I quickly figured out he spoke no English. He was about 5’11, had a gut, and thick mustache and seriously bushy eyebrows. He was wearing a red satiny tracksuit. He took me down the hallway, and the heat intensified. We entered another set of doors and walked into the main room. Hamams are essentially, large marbled rooms, and underneath the floor is a series of ventilation shafts that channel hot air from basement level fires. The marble heats up, and water is poured out, turning it all to steam and keeping the floor comfortable to walk on. The hamam I was in was segregated by gender, but some of the more modern ones allow for mixed use. The room was a large circular shape with a domed ceiling. In the middle was circular marble platform. Bodies, some covered by tiny picnic blankets, some not, looks as though they had been thrown around the room by some mighty force. I couldn’t tell if they simply collapse or slipped in their wooden shoes were too broken to actually move again. Almost, everyone though looked like they were so out of it that they couldn’t have moved if they had wanted to. I didn’t realize that this would also be my fate.
My handler instructed me to lie down on the platform. It was hot and for the first few minutes I thought I might actually start to feel my flesh sizzling. Slowly, I eased into it, and the tension began to drain away from by body. I mistakenly believed that this was what everyone one else was enjoying, closed my eyes, and slowly began to sink away. In my blissful state of relaxation, I didn’t notice that my mustachioed, tracksuit-wearing guide had wondered off.
A little while later, he came back, this time wearing only a long heavy white towel wrapped around his waist.

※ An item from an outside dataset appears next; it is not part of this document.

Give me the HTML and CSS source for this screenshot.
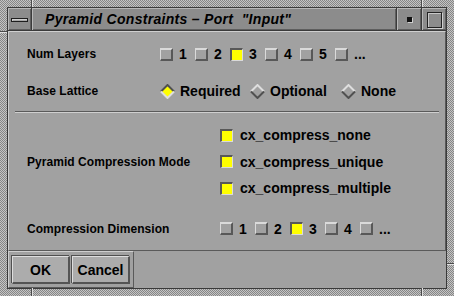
FILE: index.html
```
<!DOCTYPE html>
<html>
<head>
<meta charset="utf-8">
<link rel="stylesheet" href="styles.css">
</head>
<body>
<div class="window">
  <div class="titlebar">
    <div class="tb-menu"><span class="tb-bar"></span></div>
    <div class="tb-title">Pyramid Constraints – Port&nbsp; "Input"</div>
    <div class="tb-min"><span class="tb-dot"></span></div>
    <div class="tb-max"><span class="tb-sq"></span></div>
  </div>
  <div class="client">
    <div class="panel">
      <div class="section one">
        <div class="label">Num Layers</div>
        <div class="checks">
          <span class="ci"><span class="cb"></span><span class="ct">1</span></span>
          <span class="ci"><span class="cb"></span><span class="ct">2</span></span>
          <span class="ci"><span class="cb on"></span><span class="ct">3</span></span>
          <span class="ci"><span class="cb"></span><span class="ct">4</span></span>
          <span class="ci"><span class="cb"></span><span class="ct">5</span></span>
          <span class="ci"><span class="cb"></span><span class="ct">...</span></span>
        </div>
        <div class="label">Base Lattice</div>
        <div class="radios">
          <span class="ri"><svg class="dia" width="15" height="15" viewBox="0 0 15 15"><polygon points="7.5,1.5 13.5,7.5 7.5,13.5 1.5,7.5" fill="#ffff00"/><polyline points="1,7.5 7.5,1 14,7.5" stroke="#505050" stroke-width="2" fill="none"/><polyline points="1,7.5 7.5,14 14,7.5" stroke="#dedede" stroke-width="2" fill="none"/></svg><span class="rt">Required</span></span>
          <span class="ri"><svg class="dia" width="15" height="15" viewBox="0 0 15 15"><polygon points="7.5,1.5 13.5,7.5 7.5,13.5 1.5,7.5" fill="#a1a1a1"/><polyline points="1,7.5 7.5,1 14,7.5" stroke="#dedede" stroke-width="2" fill="none"/><polyline points="1,7.5 7.5,14 14,7.5" stroke="#505050" stroke-width="2" fill="none"/></svg><span class="rt">Optional</span></span>
          <span class="ri"><svg class="dia" width="15" height="15" viewBox="0 0 15 15"><polygon points="7.5,1.5 13.5,7.5 7.5,13.5 1.5,7.5" fill="#a1a1a1"/><polyline points="1,7.5 7.5,1 14,7.5" stroke="#dedede" stroke-width="2" fill="none"/><polyline points="1,7.5 7.5,14 14,7.5" stroke="#505050" stroke-width="2" fill="none"/></svg><span class="rt">None</span></span>
        </div>
      </div>
      <div class="sep"></div>
      <div class="section two">
        <div class="label">Pyramid Compression Mode</div>
        <div class="modes">
          <span class="mi"><span class="cb on"></span><span class="mt">cx_compress_none</span></span>
          <span class="mi"><span class="cb on"></span><span class="mt">cx_compress_unique</span></span>
          <span class="mi"><span class="cb on"></span><span class="mt">cx_compress_multiple</span></span>
        </div>
        <div class="label dim">Compression Dimension</div>
        <div class="checks dim">
          <span class="ci"><span class="cb"></span><span class="ct">1</span></span>
          <span class="ci"><span class="cb"></span><span class="ct">2</span></span>
          <span class="ci"><span class="cb on"></span><span class="ct">3</span></span>
          <span class="ci"><span class="cb"></span><span class="ct">4</span></span>
          <span class="ci"><span class="cb"></span><span class="ct">...</span></span>
        </div>
      </div>
    </div>
    <div class="buttonbar">
      <div class="btnbox">
        <button class="btn">OK</button>
        <button class="btn">Cancel</button>
      </div>
    </div>
  </div>
  <span class="notch nt-l"></span>
  <span class="notch nt-r"></span>
  <span class="notch nb-l"></span>
  <span class="notch nb-r"></span>
  <span class="notch nl-t"></span>
  <span class="notch nr-b"></span>
</div>
</body>
</html>
```
FILE: styles.css
```
* { box-sizing: border-box; }
html, body { margin: 0; padding: 0; }
body {
  width: 454px;
  height: 296px;
  font-family: "Liberation Sans", Arial, sans-serif;
  color: #000;
}
.window {
  position: relative;
  width: 454px;
  height: 296px;
  padding: 7px 7px 8px 7px;
  display: flex;
  flex-direction: column;
  background-color: #a4a4a4;
  background-image: repeating-conic-gradient(#c4c4c4 0 25%, #868686 0 50%);
  background-size: 2px 2px;
}
.titlebar {
  height: 24px;
  display: flex;
  background: #8c8c8c;
  border: 1px solid #3a3a3a;
}
.tb-menu {
  width: 24px;
  border-right: 1px solid #3a3a3a;
  box-shadow: inset 1px 1px 0 #b8b8b8, inset -1px -1px 0 #5e5e5e;
  display: flex;
  align-items: center;
  justify-content: center;
}
.tb-bar {
  width: 17px;
  height: 4px;
  border: 1px solid #1e1e1e;
  background: #a8a8a8;
  box-shadow: inset 1px 1px 0 #d0d0d0;
  margin-top: 1px;
}
.tb-title {
  flex: 1;
  padding-left: 13px;
  font-style: italic;
  font-weight: bold;
  font-size: 14px;
  letter-spacing: 0.3px;
  line-height: 22px;
  box-shadow: inset 1px 1px 0 #b8b8b8, inset -1px -1px 0 #5e5e5e;
  white-space: pre;
}
.tb-min, .tb-max {
  width: 25px;
  border-left: 1px solid #3a3a3a;
  box-shadow: inset 1px 1px 0 #b8b8b8, inset -1px -1px 0 #5e5e5e;
  display: flex;
  align-items: center;
  justify-content: center;
}
.tb-dot {
  width: 5px;
  height: 5px;
  background: #111;
  box-shadow: 1px 1px 0 #cfcfcf;
  margin-top: 1px;
}
.tb-sq {
  width: 15px;
  height: 16px;
  border: 1px solid #222;
  box-shadow: inset 1px 1px 0 #c8c8c8, 1px 1px 0 #cfcfcf;
  background: #8c8c8c;
  margin-top: 1px;
}
.client {
  flex: 1;
  display: flex;
  flex-direction: column;
  border: 1px solid #3a3a3a;
  border-top: none;
  background: #a1a1a1;
}
.panel {
  height: 220px;
  border-style: solid;
  border-width: 1px;
  border-color: #cfcfcf #5a5a5a #5a5a5a #cfcfcf;
}
.section {
  display: grid;
  padding-left: 18px;
  align-items: center;
}
.section.one {
  grid-template-columns: 133px auto;
  grid-template-rows: 24px 24px;
  row-gap: 13px;
  padding-top: 10px;
}
.section.two {
  grid-template-columns: 193px auto;
  padding-top: 9px;
}
.label {
  font-size: 12px;
  font-weight: bold;
  letter-spacing: 0.05px;
}
.label.dim, .checks.dim { margin-top: 15px; height: 24px; display: flex; align-items: center; }
.checks { display: flex; align-items: center; }
.ci {
  display: flex;
  align-items: center;
  width: 35px;
}
.cb {
  display: inline-block;
  width: 13px;
  height: 13px;
  border-style: solid;
  border-width: 2px 2px 2px 1px;
  border-color: #dadada #585858 #585858 #dadada;
  background: #a1a1a1;
  flex: none;
}
.cb.on {
  border-width: 2px 1px 1px 2px;
  border-color: #585858 #dadada #dadada #585858;
  background: #ffff00;
}
.ct {
  margin-left: 6px;
  font-size: 14px;
  font-weight: bold;
}
.radios {
  display: grid;
  grid-template-columns: 90px 91px auto;
  align-items: center;
}
.ri { display: flex; align-items: center; }
.dia { flex: none; }
.rt {
  margin-left: 5px;
  font-size: 14px;
  font-weight: bold;
}
.sep {
  height: 2px;
  margin: 8px 6px 0 6px;
  border-top: 1px solid #5a5a5a;
  border-bottom: 1px solid #cfcfcf;
}
.modes {
  display: flex;
  flex-direction: column;
}
.mi {
  height: 26.5px;
  display: flex;
  align-items: center;
}
.mt {
  margin-left: 7px;
  font-size: 14px;
  font-weight: bold;
}
.buttonbar {
  flex: 1;
  display: flex;
}
.btnbox {
  width: 126px;
  display: flex;
  gap: 2px;
  padding: 4px 3px 3px 3px;
  border-style: solid;
  border-width: 1px;
  border-color: #cfcfcf #5a5a5a #5a5a5a #cfcfcf;
}
.btn {
  width: 58px;
  height: 28px;
  margin: 0;
  padding: 0;
  font-family: "Liberation Sans", Arial, sans-serif;
  font-size: 14px;
  font-weight: bold;
  color: #000;
  background: #acacac;
  border-style: solid;
  border-width: 1px 2px 2px 1px;
  border-color: #dedede #545454 #545454 #dedede;
  box-shadow: -1px -1px 0 #505050;
}
.notch {
  position: absolute;
  background: #4a4a4a;
  box-shadow: 1px 0 0 #e0e0e0;
}
.nt-l { left: 31px; top: 0; width: 1px; height: 7px; }
.nt-r { left: 421px; top: 0; width: 1px; height: 7px; }
.nb-l { left: 31px; bottom: 0; width: 1px; height: 8px; }
.nb-r { left: 421px; bottom: 0; width: 1px; height: 8px; }
.nl-t { left: 0; top: 31px; width: 7px; height: 1px; box-shadow: 0 1px 0 #e0e0e0; }
.nr-b { right: 0; top: 263px; width: 7px; height: 1px; box-shadow: 0 1px 0 #e0e0e0; }
```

It was time to begin. Blissed-out, and feeling only semi-conscious, I woke up and nodded as he said, “Massage now?” in broken heavily accented English. I rolled over on the hot marble, and he went to work, starting with a heavy slap to the center of my back. This wasn’t a Swedish massage, nor was it an export from China, Thailand, or anywhere else. He slathered me with oil, and began slapping the various muscles in my back with cupped hands. Each “thwack” would be followed by a vigorous rub on the muscle. He used his body weight and the ball of his hand. He wasn’t so much as working out the tension, as he was grinding it into dust. Puny tension. It was no match for him. Then, the pretzel rolling began. He moved down to my feet. He slapped the bottom of them, and then popped each of my toes. He climbed up on the marble slapped and grabbed me by my ankles, lifted my legs up, elongating me and shaking me furiously. He bent my legs back, and then twisted them around, and across each other. He made sure to listen for a “pop” from everyone one of my joints. He began to knead my calves, thighs and even my butt muscles. His knuckles firmly pressed into me. At one point, it felt like he was digging in, trying to grab my bones.

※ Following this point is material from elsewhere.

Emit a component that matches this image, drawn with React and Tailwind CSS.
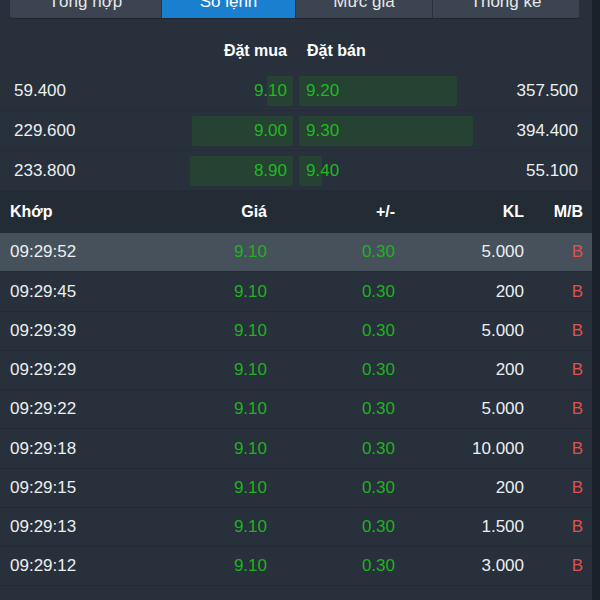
import React from "react";

const TABS = [
  { label: "Tổng hợp", w: "w-[152px]" },
  { label: "Sổ lệnh", w: "w-[134px]", active: true },
  { label: "Mức giá", w: "w-[137px]" },
  { label: "Thống kê", w: "w-[147px]" },
];

const BOOK = [
  { bidVol: "59.400", bid: "9.10", bidW: 26, ask: "9.20", askW: 158, askVol: "357.500" },
  { bidVol: "229.600", bid: "9.00", bidW: 101, ask: "9.30", askW: 174, askVol: "394.400" },
  { bidVol: "233.800", bid: "8.90", bidW: 103, ask: "9.40", askW: 23, askVol: "55.100" },
];

const TRADES = [
  ["09:29:52", "5.000"],
  ["09:29:45", "200"],
  ["09:29:39", "5.000"],
  ["09:29:29", "200"],
  ["09:29:22", "5.000"],
  ["09:29:18", "10.000"],
  ["09:29:15", "200"],
  ["09:29:13", "1.500"],
  ["09:29:12", "3.000"],
];

export default function App() {
  return (
    <div className="w-[600px] h-[600px] overflow-hidden flex items-start bg-[#1b212b] text-[#eceef0] font-['Liberation_Sans',Arial,sans-serif]">
      <div className="w-[592px] h-[600px] shrink-0 bg-[#27303b]">
        {/* Tabs */}
        <div className="pl-[10px] pr-[12px] -mt-[15px]">
          <div className="flex h-[34px] rounded-b-[4px] overflow-hidden border-b border-[#1f2630] bg-[#2f3843]">
            {TABS.map((t) => (
              <div
                key={t.label}
                className={`${t.w} flex items-center justify-center text-[17px] border-r border-[#2a323d] ${t.active ? "bg-[#1a7fce] text-white" : "bg-[#3b4450] text-[#e6e8ea]"}`}
              >
                {t.label}
              </div>
            ))}
          </div>
        </div>

        {/* Order book header */}
        <div className="flex h-[32px] mt-[16px] mb-[4px] items-center pl-[14px] text-[16px] font-bold text-white">
          <div className="w-[136px]" />
          <div className="w-[143px] text-right pr-[6px]">Đặt mua</div>
          <div className="w-[6px]" />
          <div className="w-[181px] pl-[8px]">Đặt bán</div>
        </div>

        {/* Order book rows */}
        {BOOK.map((r) => (
          <div key={r.bidVol} className="flex h-[40px] items-center pl-[14px] text-[17px] border-b border-[#242c37]">
            <div className="w-[136px]">{r.bidVol}</div>
            <div className="w-[143px] grid">
              <div className="col-start-1 row-start-1 justify-self-end h-[30px] rounded-[2px] bg-[#254233]" style={{ width: r.bidW }} />
              <div className="col-start-1 row-start-1 justify-self-end self-center pr-[6px] text-[#1fb91f]">{r.bid}</div>
            </div>
            <div className="w-[6px]" />
            <div className="w-[181px] grid">
              <div className="col-start-1 row-start-1 justify-self-start h-[30px] rounded-[2px] bg-[#254233]" style={{ width: r.askW }} />
              <div className="col-start-1 row-start-1 justify-self-start self-center pl-[7px] text-[#1fb91f]">{r.ask}</div>
            </div>
            <div className="flex-1 text-right pr-[14px]">{r.askVol}</div>
          </div>
        ))}

        {/* Trades header */}
        <div className="flex h-[42px] items-center pl-[10px] text-[16px] font-bold text-white bg-[#232b35]">
          <div className="w-[150px]">Khớp</div>
          <div className="w-[107px] text-right">Giá</div>
          <div className="w-[128px] text-right">+/-</div>
          <div className="w-[129px] text-right">KL</div>
          <div className="w-[59px] text-right">M/B</div>
        </div>

        {/* Trades */}
        {TRADES.map(([time, vol], i) => (
          <div
            key={time}
            className={`flex h-[39.25px] items-center pl-[10px] text-[17px] border-b border-[#222a34] ${i === 0 ? "bg-[#46515c]" : ""}`}
          >
            <div className="w-[150px]">{time}</div>
            <div className="w-[107px] text-right text-[#1fb21f]">9.10</div>
            <div className="w-[128px] text-right text-[#1fb21f]">0.30</div>
            <div className="w-[129px] text-right">{vol}</div>
            <div className="w-[59px] text-right text-[#e0504e]">B</div>
          </div>
        ))}
        <div className="h-[40px] pl-[10px] pt-[10px] text-[17px]">Sổ lệnh</div>
      </div>

      {/* Right strip with scrollbar and clipped neighbour text */}
      <div className="flex-1 flex flex-col overflow-hidden">
        <div className="h-[232px]" />
        <div className="-ml-[5px] w-[5px] h-[36px] rounded-full bg-[#6b747e]" />
      </div>
    </div>
  );
}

Then he flipped me back over onto my back and the whole process began all over again, but this time starting with my hands. He stretched and twisted me in ways I didn’t even know a body could be bent – mine or any other human’s. Then the slapping began again. All over he slapped me, and after each slap came the deep muscle rub down. I’m not too big to admit, I was tensing up with each slap, trying to prepare myself and to endure it.
Finally, he lightly patted me on the check and said, “Okay.” He pulled on my arm, sitting me upright and then helped me stand. I felt like a survivor of some sort, but quickly realized it wasn’t over yet. He lead me to a small bench against the wall next to a faucet. He filled a bucket full of hot water and then immediately poured it over my head. It was yet another shock to my, now, very cranked up system. I watched as he again filled the bucket, but this time, he picked up a larger sponge, and motioned for me to put my hands over my face. Generally, when I am naked with only a micro picnic blanket tied around my waist, and a burly man who has just beaten the tar out of me, and thrown a bucket of water in my face tells me to cover my eyes, my first instinct is to run, but for whatever reason, I did exactly as I as told.
Another bucket of water was thrown over me, and then he began at the top of my head, scrubbing and exfoliating me. Every square inch of me was scrubbed clean of the oil and the grime from the massage. I’m pretty sure a few weeks of my life were scrubbed off in addition to a dead layer of skin. Yet another bucket of water was thrown at me to remove the mountain of soap bubbles I was buried under. Then he washed my hair, and followed up with another bucket of water.
He slapped me on the cheek again, and grabbed my wrists and picked me up from the bench. At this point I think I must have been scarlet red all over and wondering around in daze. He moved me to the sauna, a room that was supper heated and I sat there and decompressed for a half an hour. He returned to claim me and then took me to yet another room where I stood under a cold shower for a few seconds. When that was over, he came in holding an enormous, heavy cotton towel and smiling. It was as if to say, “Congratulations! You survived.” He wrapped me like a person swaddles a newborn baby. My arms were tightly bound inside the towel, and he came in close and wrapped his arms around me and actually picked me up. Then he began to shake me. After a few quick downward jabs, my vertebrae began to pop. He adjusted his arms and more popping followed. Snap, snap, snap. He laughed, and sat me down, and then escorted me through another door, back out into the lobby, and to my own little room.
I sat down on the cot, and felt the cool air conditioned air circulate around my body. It was such a strange sensation. On one hand, I felt like I had survived a session in a torture chamber, but on the other, I was strangely relaxed. There was no soreness or jet lag. I felt pretty amazing, actually! I dressed, and walked back out into the lobby to find him back in his red tracksuit. I thanked him, and gave him a tip, and he gave me a bottle of water, and a small bag of pistachio flavored Turkish delight candy.
Later that night, back at my hotel, I was thinking about my afternoon spent at the hamam. It was such a uniquely Turkish experience. Like the country and its people, it was a mix of east and west, challenging, tough to figure out, and strangely effective. I walked into the bathroom, and noticed a little reminder of the day reflected in the mirror. A single red, slightly purple mark was on my back, about the size of large Turkish man’s palm. It wasn’t a lasting souvenir, but one that I was proud of nonetheless.